This has changed in Germany, I was there twice in the past 3 years. They have very strict laws stopping any suppression of Nazi history and you can go to jail if you denounce the Holocaust "Nazi Grandma". Not like Poland who tried to erase history.Yes the teaching of history is very important and can be used in nefarious ways if we do not keep watch on it.
Back in the late 1990's we had a foreign exchange student from Germany come live with us. She was 16 at the start of the school year. She grew up in the far Eastern side of Germany, just across the Polish boarder. So this was at one time communist East Germany.
Now she was a smart girl. She could speak English, French, Russian, and of course German. Each was so fluent, that the high school she was in here asked her to help judge several language competitions. But when it came to history, she was not doing well. Her teacher gave us a call and we learned that what she believed was quite different than what was boing taught here.

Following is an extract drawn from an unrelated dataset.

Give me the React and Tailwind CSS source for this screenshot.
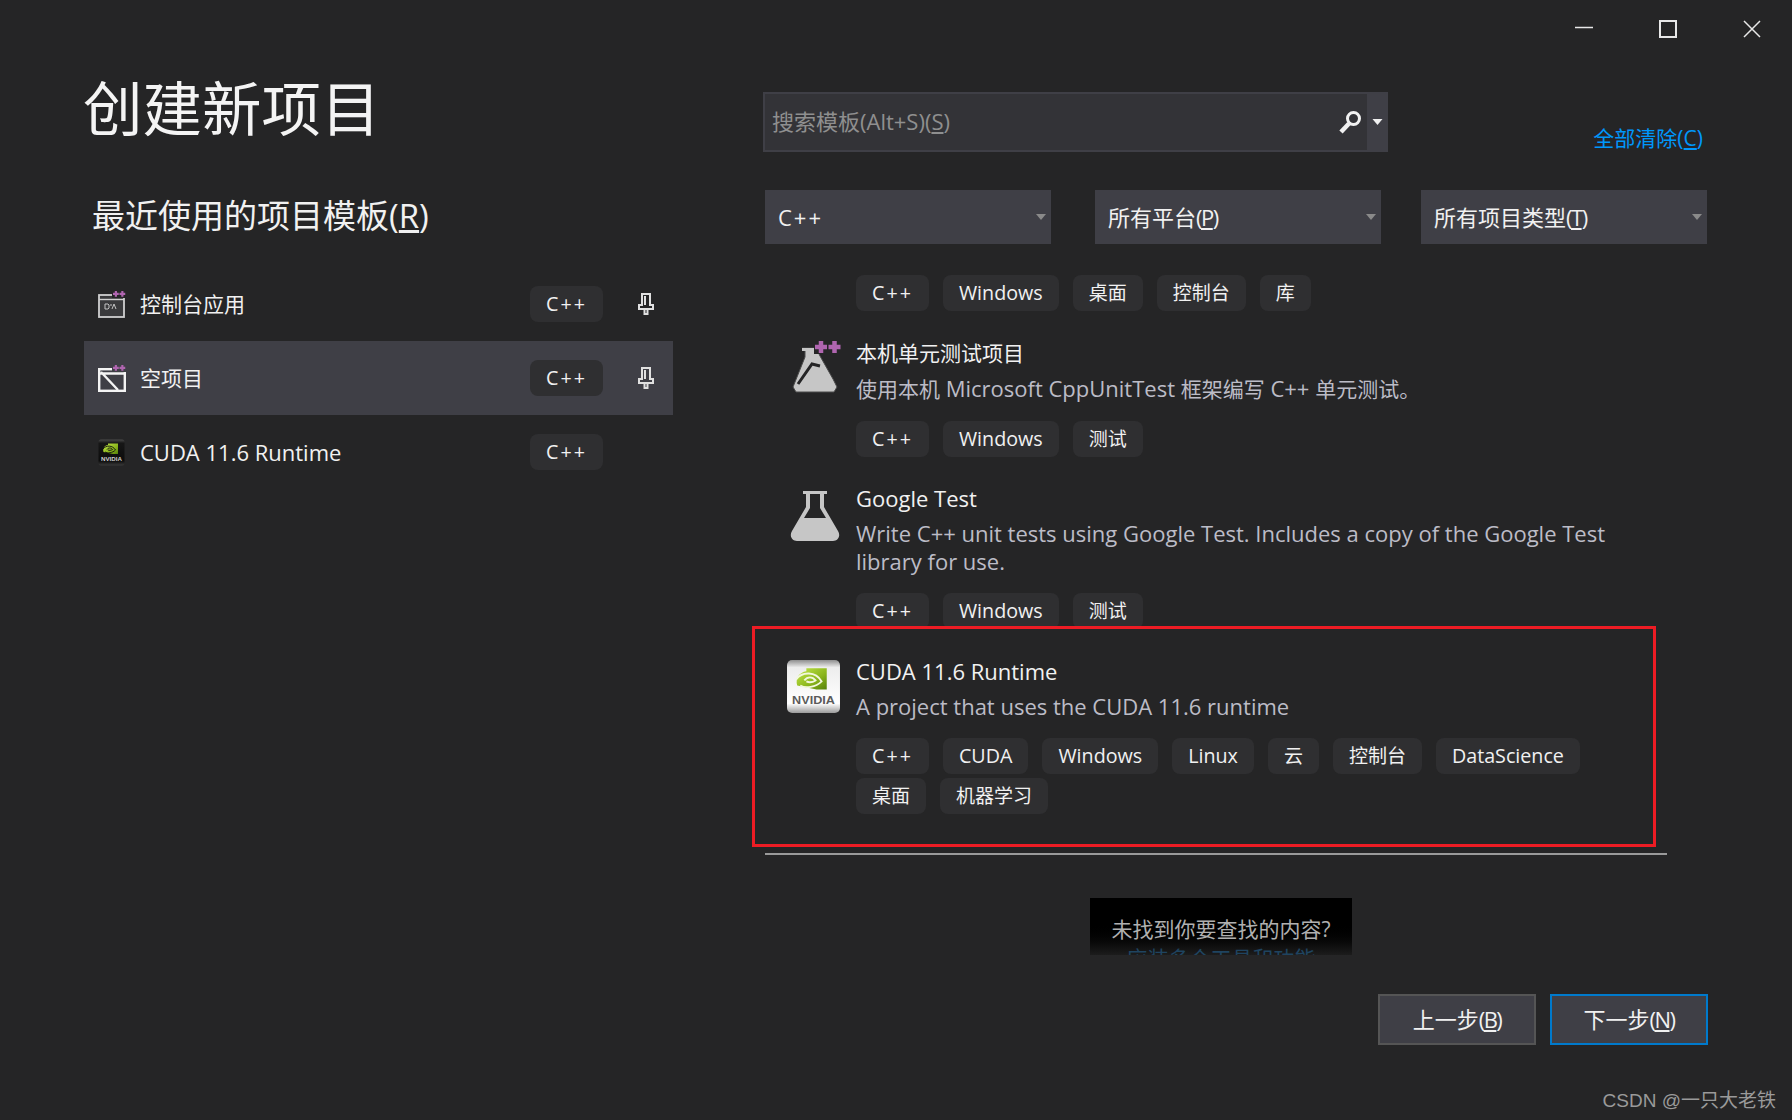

She knew nothing of Nazis, concentration camps, or much of anything about WW2. Long story short, she did not want to believe anything that was being taught about that in our school. But she gradually became curious and picked a topic for a semester report that caused her to go to the Museum in downtown Houston, by herself, and view the Holocaust displays. She said it made her cry and she just could not understand how none of that was even mentioned in her school's history class.
Five fluent languages is pretty common for most there with their trade borders of different languages. English is taught/considered as the International Business language.